Smiley and Princeton Prof. Cornel West have embarked on a lengthy multi-city Poverty Tour around the country to highlight the problem low income Americans. Fourty million people live at or below the poverty line in the United States.
Despite their efforts, many have been critical of the tour saying that it is a veiled attempt to criticize President Obama.
Comedian and radio host Steve Harvey, who typically does not delve into political matters on his show, commented on the West/Tavis Poverty Tour this week. Harvey also read a letter from a listener on the air yesterday to listen click here. The letter, from “Mrs. Jones for Charleston” read in part, that the two “did a lot of poverty pimping” on the tour “selling books.”
Though Harvey does not speak out as much on politics compared to other celebrities, many of the sentiments he expressed have been heard by others regarding the Poverty Tour.
Smiley has called for a White House conference on poverty. Harvey was critical. “Once again Mr. Smiley, you are demanding [to be] the center [of] attention with the President of the United States,” Harvey pointed out. “Who in the hell has two or three days for [Smiley]?”
“Poverty existed before January 2009 — where was your poverty bus when Clinton was President or Reagan or the Bush Administration when we were being driven to this new level of poverty,” Harvey added. Many feel that House Republicans, who have consistently opposed President Obama and are attempting to dismantle the social safety net, should be criticized on social policy, not President Obama.
Outside DC Central Kitchen, Smiley said Americans, “want the President to focus on jobs, they want to know he’s going to fight for them. They are tired of seeing the Republicans clean his clock on every piece of legislation.”
“They are tired of compromising his way out of the foxhole rather than fighting his way out of the foxhole,” Smiley added. “The new poor are the former middle class. It breaks your heart to hear, to see former middle class people talking about losing their jobs.”

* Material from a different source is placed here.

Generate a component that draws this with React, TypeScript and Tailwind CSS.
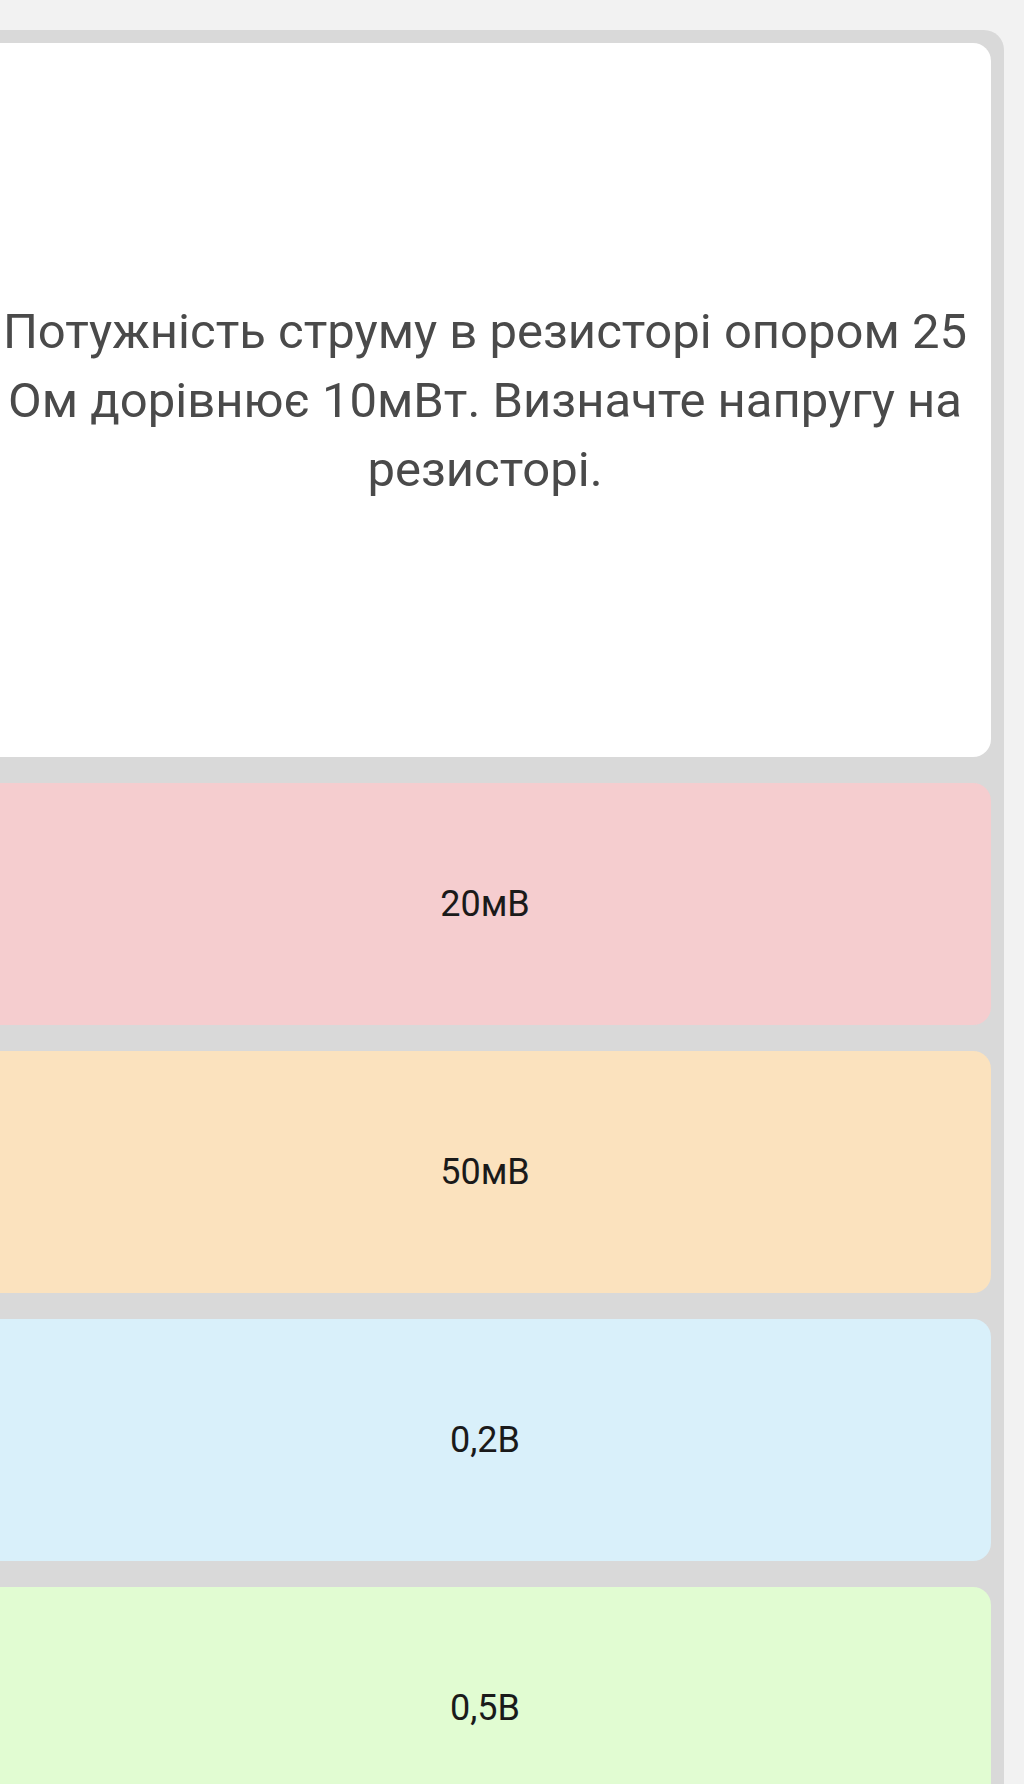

“There is a moral and spiritual as well as political and economic dimension in this. People are hungry and thirst for people who will talk candidly about these issues,” Prof. Cornel West said. “When you hit that moral and spiritual dimension you’re talking more than Democrat and Republican parties we’re talking something deep within the American people,” Prof West said.
Before making the stop at DC Central Kitchen, the two made a stop at the Progressive National Baptist Convention.